Set task: Which lines hold the word "styles"? Copy each of them.

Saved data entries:
====

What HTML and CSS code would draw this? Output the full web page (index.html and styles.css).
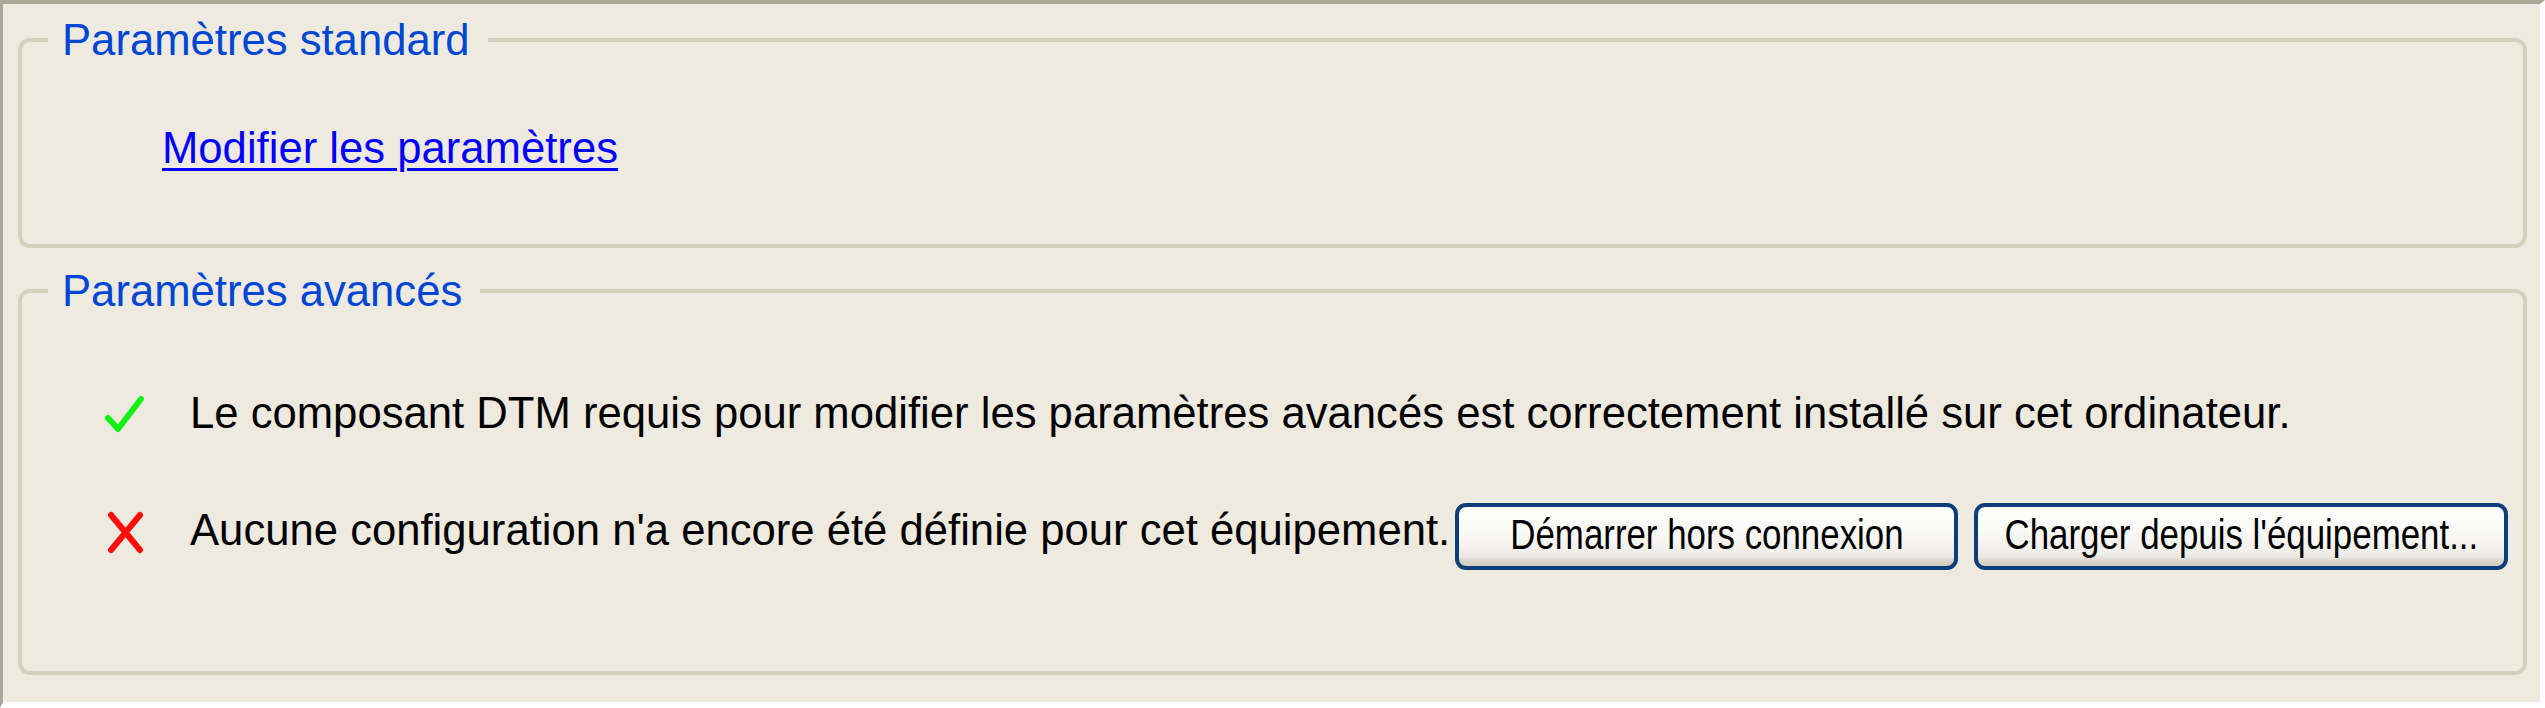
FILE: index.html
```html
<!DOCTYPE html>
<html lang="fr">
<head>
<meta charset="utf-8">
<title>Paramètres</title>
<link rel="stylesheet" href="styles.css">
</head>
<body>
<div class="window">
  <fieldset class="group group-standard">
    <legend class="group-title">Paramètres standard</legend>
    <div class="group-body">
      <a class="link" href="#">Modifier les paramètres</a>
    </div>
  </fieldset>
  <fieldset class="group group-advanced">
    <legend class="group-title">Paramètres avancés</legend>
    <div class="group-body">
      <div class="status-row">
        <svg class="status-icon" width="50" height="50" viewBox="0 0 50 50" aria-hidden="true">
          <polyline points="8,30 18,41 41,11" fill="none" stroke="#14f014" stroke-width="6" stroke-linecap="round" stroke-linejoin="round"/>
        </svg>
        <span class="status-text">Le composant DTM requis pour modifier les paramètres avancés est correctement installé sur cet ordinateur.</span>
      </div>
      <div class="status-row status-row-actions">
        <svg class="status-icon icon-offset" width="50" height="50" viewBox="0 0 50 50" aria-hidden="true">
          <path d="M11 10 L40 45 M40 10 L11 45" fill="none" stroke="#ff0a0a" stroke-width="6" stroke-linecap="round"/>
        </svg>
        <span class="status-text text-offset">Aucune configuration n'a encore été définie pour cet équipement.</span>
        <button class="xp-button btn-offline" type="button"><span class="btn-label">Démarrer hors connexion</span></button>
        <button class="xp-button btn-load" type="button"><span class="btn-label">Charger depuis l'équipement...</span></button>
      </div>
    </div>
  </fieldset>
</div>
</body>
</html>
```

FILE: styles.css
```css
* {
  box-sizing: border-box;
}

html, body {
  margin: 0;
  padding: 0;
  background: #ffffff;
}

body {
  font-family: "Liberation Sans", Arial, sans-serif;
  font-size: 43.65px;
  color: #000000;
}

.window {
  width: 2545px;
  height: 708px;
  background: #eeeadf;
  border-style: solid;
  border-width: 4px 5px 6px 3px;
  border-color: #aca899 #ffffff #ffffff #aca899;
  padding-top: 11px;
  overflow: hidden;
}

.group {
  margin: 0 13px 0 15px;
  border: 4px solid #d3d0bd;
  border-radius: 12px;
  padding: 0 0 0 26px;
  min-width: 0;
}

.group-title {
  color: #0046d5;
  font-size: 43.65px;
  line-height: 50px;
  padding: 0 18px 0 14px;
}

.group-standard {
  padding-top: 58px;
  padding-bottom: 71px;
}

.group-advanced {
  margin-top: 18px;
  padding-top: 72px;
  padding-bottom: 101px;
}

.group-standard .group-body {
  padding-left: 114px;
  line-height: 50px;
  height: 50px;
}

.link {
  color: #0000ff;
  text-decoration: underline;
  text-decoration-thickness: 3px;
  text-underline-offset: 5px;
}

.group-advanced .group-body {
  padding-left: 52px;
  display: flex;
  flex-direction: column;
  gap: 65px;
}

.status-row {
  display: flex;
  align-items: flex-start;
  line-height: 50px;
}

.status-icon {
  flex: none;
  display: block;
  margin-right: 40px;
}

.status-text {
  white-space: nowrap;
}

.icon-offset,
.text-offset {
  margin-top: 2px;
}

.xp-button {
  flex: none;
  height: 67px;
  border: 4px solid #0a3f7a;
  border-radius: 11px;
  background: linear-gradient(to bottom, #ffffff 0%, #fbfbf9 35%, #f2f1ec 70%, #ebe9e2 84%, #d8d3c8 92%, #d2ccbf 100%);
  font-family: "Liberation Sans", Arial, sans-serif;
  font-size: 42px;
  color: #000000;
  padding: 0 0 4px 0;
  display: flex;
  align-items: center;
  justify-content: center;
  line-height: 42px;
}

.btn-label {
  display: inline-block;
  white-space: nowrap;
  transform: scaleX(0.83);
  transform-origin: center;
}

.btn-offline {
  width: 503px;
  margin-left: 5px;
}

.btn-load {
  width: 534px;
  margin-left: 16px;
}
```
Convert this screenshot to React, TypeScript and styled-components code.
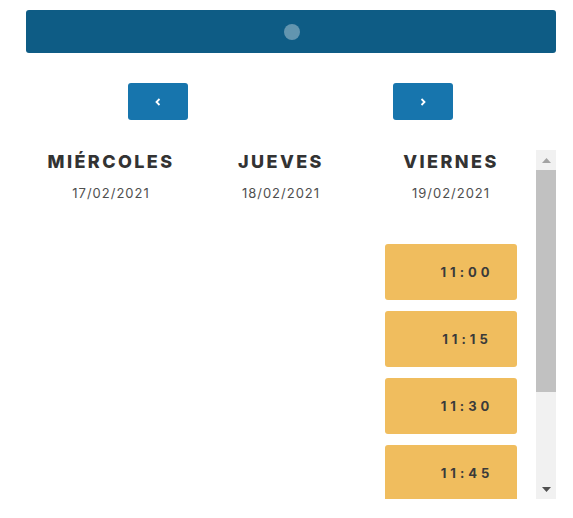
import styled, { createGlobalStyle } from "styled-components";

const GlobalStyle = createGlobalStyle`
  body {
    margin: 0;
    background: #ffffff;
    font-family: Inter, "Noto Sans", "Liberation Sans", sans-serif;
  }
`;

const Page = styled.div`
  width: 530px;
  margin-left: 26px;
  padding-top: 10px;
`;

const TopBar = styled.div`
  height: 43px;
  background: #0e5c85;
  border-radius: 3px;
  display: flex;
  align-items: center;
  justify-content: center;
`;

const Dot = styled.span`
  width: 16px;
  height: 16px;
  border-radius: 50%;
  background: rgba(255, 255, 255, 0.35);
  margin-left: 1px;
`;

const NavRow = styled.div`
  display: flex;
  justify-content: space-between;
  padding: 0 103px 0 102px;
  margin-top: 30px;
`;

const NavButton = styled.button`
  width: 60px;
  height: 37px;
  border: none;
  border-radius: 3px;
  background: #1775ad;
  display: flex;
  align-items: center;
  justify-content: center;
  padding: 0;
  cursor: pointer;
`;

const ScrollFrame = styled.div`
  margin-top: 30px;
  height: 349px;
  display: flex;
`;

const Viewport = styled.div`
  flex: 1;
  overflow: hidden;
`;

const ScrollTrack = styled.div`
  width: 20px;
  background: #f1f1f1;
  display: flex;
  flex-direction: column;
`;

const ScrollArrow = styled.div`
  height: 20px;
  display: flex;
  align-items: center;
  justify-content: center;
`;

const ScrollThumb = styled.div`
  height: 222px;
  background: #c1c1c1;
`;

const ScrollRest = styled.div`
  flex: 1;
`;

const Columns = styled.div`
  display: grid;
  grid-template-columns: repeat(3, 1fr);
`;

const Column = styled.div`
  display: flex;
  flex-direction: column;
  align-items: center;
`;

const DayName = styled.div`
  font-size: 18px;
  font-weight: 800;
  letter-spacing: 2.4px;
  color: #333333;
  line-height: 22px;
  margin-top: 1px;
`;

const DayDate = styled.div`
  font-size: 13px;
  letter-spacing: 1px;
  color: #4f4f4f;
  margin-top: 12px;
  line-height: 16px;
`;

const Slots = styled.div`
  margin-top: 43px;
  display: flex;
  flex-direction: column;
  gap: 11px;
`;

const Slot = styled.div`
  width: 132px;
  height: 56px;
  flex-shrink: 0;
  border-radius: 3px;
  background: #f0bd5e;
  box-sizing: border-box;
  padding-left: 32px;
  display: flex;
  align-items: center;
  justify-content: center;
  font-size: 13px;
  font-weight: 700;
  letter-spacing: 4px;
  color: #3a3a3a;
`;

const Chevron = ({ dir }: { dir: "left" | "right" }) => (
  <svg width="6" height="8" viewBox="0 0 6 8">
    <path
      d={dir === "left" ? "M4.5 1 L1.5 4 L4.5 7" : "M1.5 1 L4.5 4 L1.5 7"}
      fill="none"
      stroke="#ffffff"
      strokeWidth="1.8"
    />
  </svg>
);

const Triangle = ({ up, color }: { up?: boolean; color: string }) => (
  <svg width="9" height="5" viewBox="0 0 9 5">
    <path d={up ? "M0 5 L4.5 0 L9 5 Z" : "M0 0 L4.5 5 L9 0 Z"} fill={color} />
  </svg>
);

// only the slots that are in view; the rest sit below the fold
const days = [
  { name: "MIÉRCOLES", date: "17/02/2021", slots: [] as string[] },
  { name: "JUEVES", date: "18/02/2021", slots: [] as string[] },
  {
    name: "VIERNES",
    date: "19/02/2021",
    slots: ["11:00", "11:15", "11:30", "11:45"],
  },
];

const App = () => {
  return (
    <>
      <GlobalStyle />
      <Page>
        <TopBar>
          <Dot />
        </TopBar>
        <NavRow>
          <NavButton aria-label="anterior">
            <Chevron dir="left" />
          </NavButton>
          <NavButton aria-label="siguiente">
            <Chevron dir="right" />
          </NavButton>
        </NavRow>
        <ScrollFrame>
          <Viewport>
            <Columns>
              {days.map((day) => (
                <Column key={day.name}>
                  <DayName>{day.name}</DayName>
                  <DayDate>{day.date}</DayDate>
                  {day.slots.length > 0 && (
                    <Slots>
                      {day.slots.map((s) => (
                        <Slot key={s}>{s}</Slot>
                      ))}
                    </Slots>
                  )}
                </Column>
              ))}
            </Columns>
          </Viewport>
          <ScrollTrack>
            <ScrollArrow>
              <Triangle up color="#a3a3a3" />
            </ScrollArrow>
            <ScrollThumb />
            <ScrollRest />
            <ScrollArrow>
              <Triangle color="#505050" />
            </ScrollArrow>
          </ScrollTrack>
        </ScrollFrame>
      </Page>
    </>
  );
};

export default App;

====

Output of the exercise:
What HTML and CSS code would draw this? Output the full web page (index.html and styles.css).
<link rel="stylesheet" href="styles.css">
FILE: styles.css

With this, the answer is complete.